Because the ones above that section say "bolt on", it leads me to conclude that the turbonetics ones are straight garret or turbonetics manifold flanges (you would need a manifold). Just call them and ask.

Also, the comparison picture at the bottom against the 20g shows that the turbonetics has a non-mitsubishi turbine housing.
 
MrBoxx said:
No, you're still pushing in the clutch and manually changing gears. All it does is keep the rev's from going into redline while the clutch is in.

Yes I know

I meant automatic in the sense that you don't have to lift to shift and that you can build boost from a dead stop.

;)
 
boostedinaz said:
It is basically just a lower rev limiter that is used when you push in the clutch and the car is moving.

So just like you spool the turbo with the stutterbox at the line the NLTS does the same when the clutch is in.

Exactly, the NLTS is effectively a 3-step which sets up a tertiary rev limiter given speed is above a set limit and in this case the clutch is pushed in.
 
olmytsi said:
Because the ones above that section say "bolt on", it leads me to conclude that the turbonetics ones are straight garret or turbonetics manifold flanges (you would need a manifold). Just call them and ask.

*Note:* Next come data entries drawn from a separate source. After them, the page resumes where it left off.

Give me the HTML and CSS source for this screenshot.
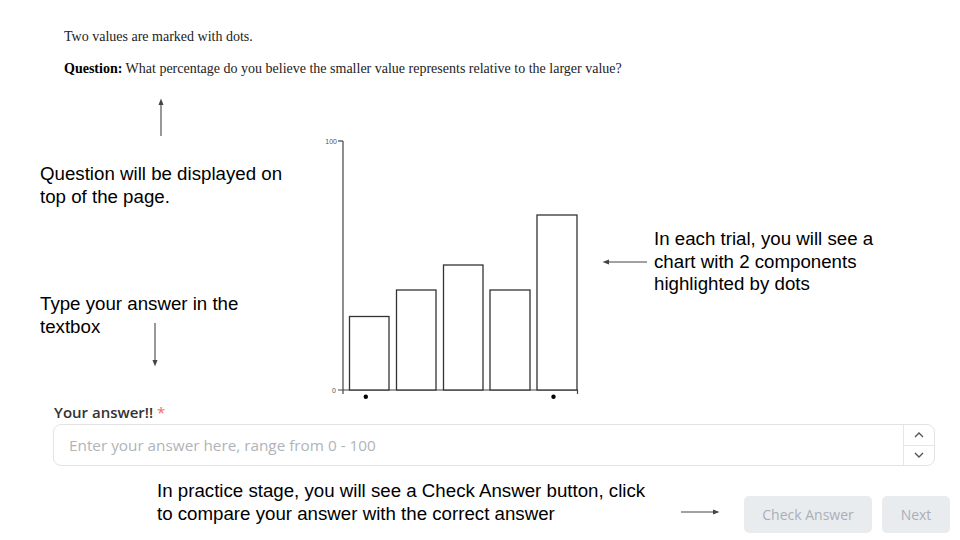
FILE: index.html
```html
<!DOCTYPE html>
<html>
<head>
<meta charset="utf-8">
<link rel="stylesheet" href="styles.css">
</head>
<body>
<div class="page">
  <div class="intro">
    <p class="line">Two values are marked with dots.</p>
    <p class="line q"><b>Question:</b> What percentage do you believe the smaller value represents relative to the larger value?</p>
  </div>

  <div class="chart-wrap">
    <svg class="chart" width="265" height="271" viewBox="0 0 265 271">
      <g class="axis">
        <line x1="23" y1="11" x2="23" y2="264"/>
        <line x1="18" y1="11" x2="23" y2="11"/>
        <line x1="18" y1="260" x2="258" y2="260"/>
        <line x1="257.5" y1="260" x2="257.5" y2="264"/>
      </g>
      <text class="tick" x="17" y="13.5" text-anchor="end">100</text>
      <text class="tick" x="16" y="262.5" text-anchor="end">0</text>
      <g class="bars">
        <rect x="29.5" y="186.5" width="39.5" height="73.5"/>
        <rect x="76.5" y="160" width="39.5" height="100"/>
        <rect x="123.5" y="135" width="39.5" height="125"/>
        <rect x="170" y="160" width="40" height="100"/>
        <rect x="217" y="85" width="40" height="175"/>
      </g>
      <circle cx="45.8" cy="266.7" r="2.2"/>
      <circle cx="233.5" cy="266.7" r="2.2"/>
    </svg>
  </div>

  <div class="form">
    <label class="label">Your answer!! <span class="req">*</span></label>
    <div class="input">
      <span class="placeholder">Enter your answer here, range from 0 - 100</span>
      <div class="spin">
        <div class="spin-btn"><svg width="12" height="8" viewBox="0 0 12 8"><path d="M2 6 L6 2 L10 6" /></svg></div>
        <div class="spin-btn"><svg width="12" height="8" viewBox="0 0 12 8"><path d="M2 2 L6 6 L10 2" /></svg></div>
      </div>
    </div>
  </div>

  <div class="actions">
    <button class="btn btn-check">Check Answer</button>
    <button class="btn btn-next">Next</button>
  </div>
</div>

<div class="note note-q">Question will be displayed on<br>top of the page.</div>
<div class="note note-type">Type your answer in the<br>textbox</div>
<div class="note note-trial">In each trial, you will see a<br>chart with 2 components<br>highlighted by dots</div>
<div class="note note-practice">In practice stage, you will see a Check Answer button, click<br>to compare your answer with the correct answer</div>

<svg class="arrow arrow-up" width="10" height="40" viewBox="0 0 10 40"><line x1="5" y1="5" x2="5" y2="38"/><path d="M2.5 7 L5 0.5 L7.5 7 Z"/></svg>
<svg class="arrow arrow-down" width="10" height="44" viewBox="0 0 10 44"><line x1="5" y1="0" x2="5" y2="38"/><path d="M2.5 37 L5 43.5 L7.5 37 Z"/></svg>
<svg class="arrow arrow-left" width="46" height="10" viewBox="0 0 46 10"><line x1="6" y1="5" x2="45" y2="5"/><path d="M7 2.5 L0.5 5 L7 7.5 Z"/></svg>
<svg class="arrow arrow-right" width="40" height="10" viewBox="0 0 40 10"><line x1="0" y1="5" x2="33" y2="5"/><path d="M32 2.5 L38.5 5 L32 7.5 Z"/></svg>
</body>
</html>
```

FILE: styles.css
```css
html, body {
  margin: 0;
  padding: 0;
  background: #fff;
}
body {
  width: 960px;
  height: 540px;
  position: relative;
  overflow: hidden;
}
.page {
  display: flex;
  flex-direction: column;
}
.intro {
  padding: 29px 0 0 64px;
  font-family: "Liberation Serif", "Times New Roman", serif;
  font-size: 14px;
  color: #222;
}
.line {
  margin: 0;
  line-height: 16px;
}
.line.q {
  margin-top: 16px;
}
.line b {
  color: #000;
}
.chart-wrap {
  margin: 53px 0 0 320px;
  height: 271px;
}
.chart {
  display: block;
}
.axis line {
  stroke: #444;
  stroke-width: 1.2;
}
.tick {
  font-family: "Liberation Sans", Arial, sans-serif;
  font-size: 7px;
  fill: #555;
}
.bars rect {
  fill: #fff;
  stroke: #333;
  stroke-width: 1.3;
}
.chart circle {
  fill: #000;
}
.form {
  margin: 0 25px 0 53px;
  font-family: "Open Sans", "Noto Sans", sans-serif;
  display: flex;
  flex-direction: column;
  gap: 2px;
}
.label {
  font-size: 15px;
  font-weight: 600;
  color: #333;
  line-height: 20px;
  margin-top: 1px;
  padding-left: 1px;
}
.req {
  color: #f26b6b;
  font-weight: 400;
}
.input {
  height: 42px;
  box-sizing: border-box;
  border: 1px solid #e3e3e3;
  border-radius: 8px;
  display: flex;
  align-items: center;
}
.placeholder {
  flex: 1;
  padding-left: 15px;
  font-size: 15.3px;
  color: #b0b4b9;
}
.spin {
  width: 30px;
  height: 100%;
  border-left: 1px solid #e6e6e6;
  display: flex;
  flex-direction: column;
}
.spin-btn {
  flex: 1;
  display: flex;
  align-items: center;
  justify-content: center;
}
.spin-btn + .spin-btn {
  border-top: 1px solid #e6e6e6;
}
.spin-btn path {
  fill: none;
  stroke: #555;
  stroke-width: 1.4;
}
.actions {
  display: flex;
  justify-content: flex-end;
  gap: 10px;
  margin: 30px 10px 0 0;
}
.btn {
  border: none;
  border-radius: 5px;
  background: #e9ecef;
  color: #a9afb6;
  font-family: "Open Sans", "Noto Sans", sans-serif;
  font-size: 14px;
  height: 37px;
  padding: 0;
}
.btn-check {
  width: 128px;
}
.btn-next {
  width: 68px;
}
.note {
  position: absolute;
  font-family: "Liberation Sans", Arial, sans-serif;
  font-size: 18.7px;
  line-height: 23px;
  color: #000;
  white-space: nowrap;
}
.note-q { left: 40px; top: 162px; }
.note-type { left: 40px; top: 292px; }
.note-trial { left: 654px; top: 228px; line-height: 22.5px; }
.note-practice { left: 157px; top: 479px; }
.arrow {
  position: absolute;
}
.arrow line {
  stroke: #444;
  stroke-width: 1.1;
}
.arrow path {
  fill: #444;
}
.arrow-up { left: 156px; top: 98px; }
.arrow-down { left: 150px; top: 323px; }
.arrow-left { left: 602px; top: 257px; }
.arrow-right { left: 681px; top: 507px; }
```
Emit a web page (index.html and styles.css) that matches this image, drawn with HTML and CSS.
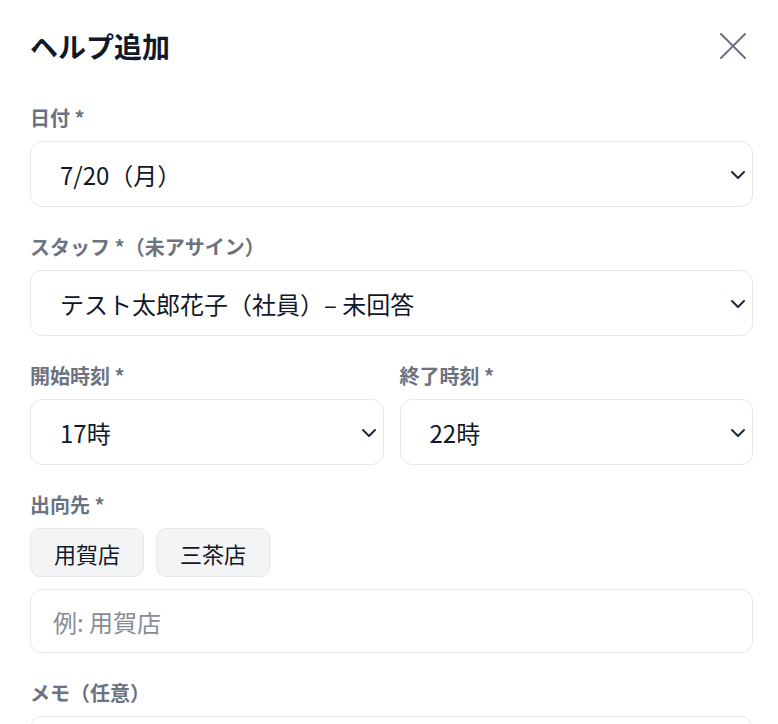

Also, the comparison picture at the bottom against the 20g shows that the turbonetics has a non-mitsubishi turbine housing.
Alright, I planned on upgrading the manifold anyways. I was going to purchase the DN Performance Manifold.
 
cHz said:
Alright, I planned on upgrading the manifold anyways. I was going to purchase the DN Performance Manifold.
If it is daily driven car, I don't recommend a tubular manifold. You will be better off with a ported cast manifold like the one SBR makes ($300) or the cheaper GT version ($150) sold by turbochargers.com.